After I checked into the hospital I got brought back to the preoperative room where I had to change into my hospital gown, surprisingly not pink. I kept my f*ck cancer socks on until surgery time and they made me put on the traditional hospital socks on and had my own small waiting room where I sat waiting with my husband.
I did my vitals with the nurse and then met with my reconstructive surgeon. He had me sit up and marked me where they would cut me open with asymmetric lines. I was either waking up with implants or tissue expanders, depending on what they found during the surgery.
IV for Days…The Anesthesiologist
Sh*t just got real. Next, I met with my anesthesiologist. He talked about my medical history, any allergies and his exact plan for the process of receiving my “cocktail”, which was slipped right into my IV. At that moment the nurse asked me about my children. I said, “They are the most beautiful thing that has ever happened to me.” and that was the last thing I remember… surgery time.
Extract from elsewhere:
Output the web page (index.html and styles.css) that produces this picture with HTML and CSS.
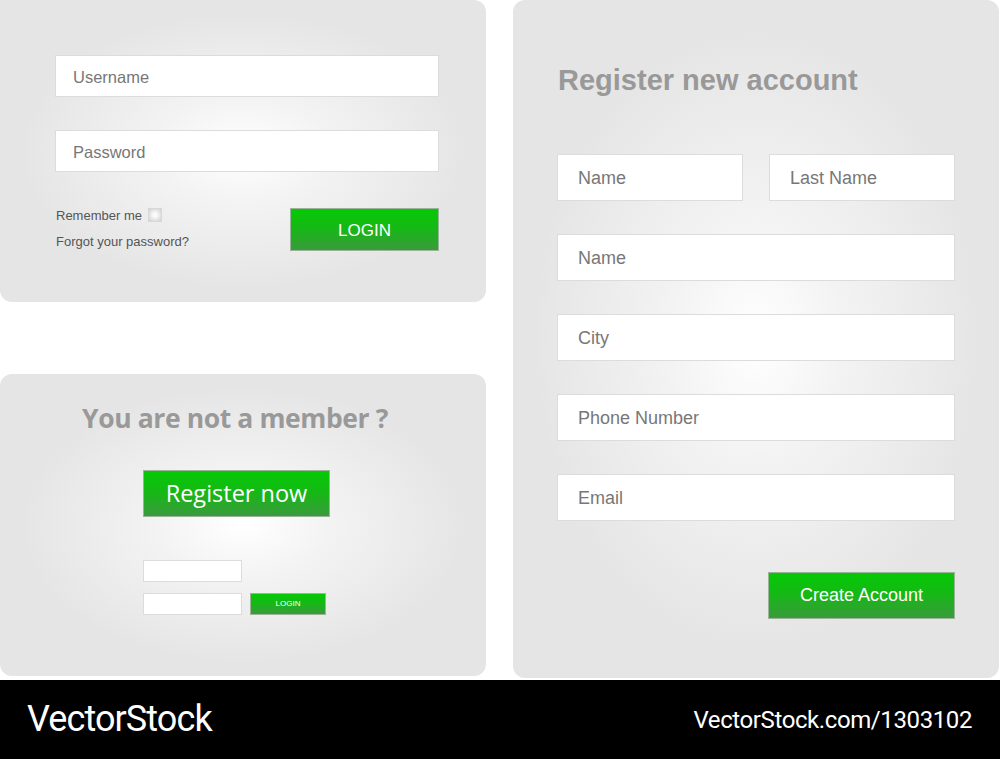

My surgery lasted six hours long. They had a breathing tube down my throat the entire time which made it very hard to talk for the next few days. The breast surgeon worked a little over 3 hours and included a port for my chemotherapy treatments. The reconstructive surgeon worked the final 3 hours where at that time he did put in tissue expanders. The final step of the surgery is to add drainage tubes. I woke up with 4 of them. The purpose of these long tubes are to collect the excess fluid that can accumulate where the tumors were. When I did wake up I was all bandaged up tightly with an ace bandage type of material around my chest.
While I have heard some crazy stories about waking up from anesthesia, I found myself to be so quiet. My mind felt like the worst just happened and now I can keep moving forward.
Expanding on My Results
The nurse’s name in the recovery room was Michael, and I kept calling him Michael with the white beard. I kept asking him if I had implants or expanders in, because of my hopes what next steps would be if I have known this answer right away.
Recovery Rooms – The Struggle is Real
I was in the recovery room for a little over and hour and than taken to the 8th floor in the hospital where I finally got to see my husband, mom and my friend Sam. I took one look into my husbands eyes and knew he was going to tell me the news we were not hoping for, so I asked my mom and Sam to leave so we can have our own private time. My strong amazing husband did not leave my side all night. I saw his eyes drift off a little bit and my heart broke for him as my heart ached as well. I am human. We held hands, we prayed, we cried and between us we had some smirks of a laugh. I couldn’t have done the night without him being my advocate. He kept assuring me that this fight is his fight too and he is not leaving my side.
Cancer Sucks – Get the F&*K Out
The outcome of my surgery was this:
They got all of the cancer out!!!! It did spread into my lymph node .1MM, so I will need Chemotherapy and Radiation is still a conversation that will need to be had, but not definite at this time.
Time for Short Hair Don’t Care
Chemotherapy ! I have had two short cuts since my surgery and am totally rocking them. Feels so liberating and I am loving the look. After the second haircutcut, my daughter said I look half girl/half boy. The innocence of a three year old.
Ready to Go Home
I only stayed in the hospital for 24 hours. I was determined to do whatever was needed to get home, which included eating the hospital chicken noodle soup. The nurses in the morning took off my bandage and put me in a new mastectomy recovery bra. They were all so pleased and happy with my new temporary chest. I on the other hand have a long way to go on this subject, but my most important fact was that my amazing surgeon GOT IT OUT. Thank you again for being on my journey.
Stats and Facts
The scary fact that 1 out of 8 women will be diagnosed with Breast Cancer. The Target diagnosis, which is a moving one, Age 28-39 is 28%. I hope I can help ease one else journey by putting mine out there.
Peace out CANCER! You may have tried to make yourself comfortable in my chest, but let me telling you getting you off my chest may be my biggest life changing positive outcome that may have ever happened to me.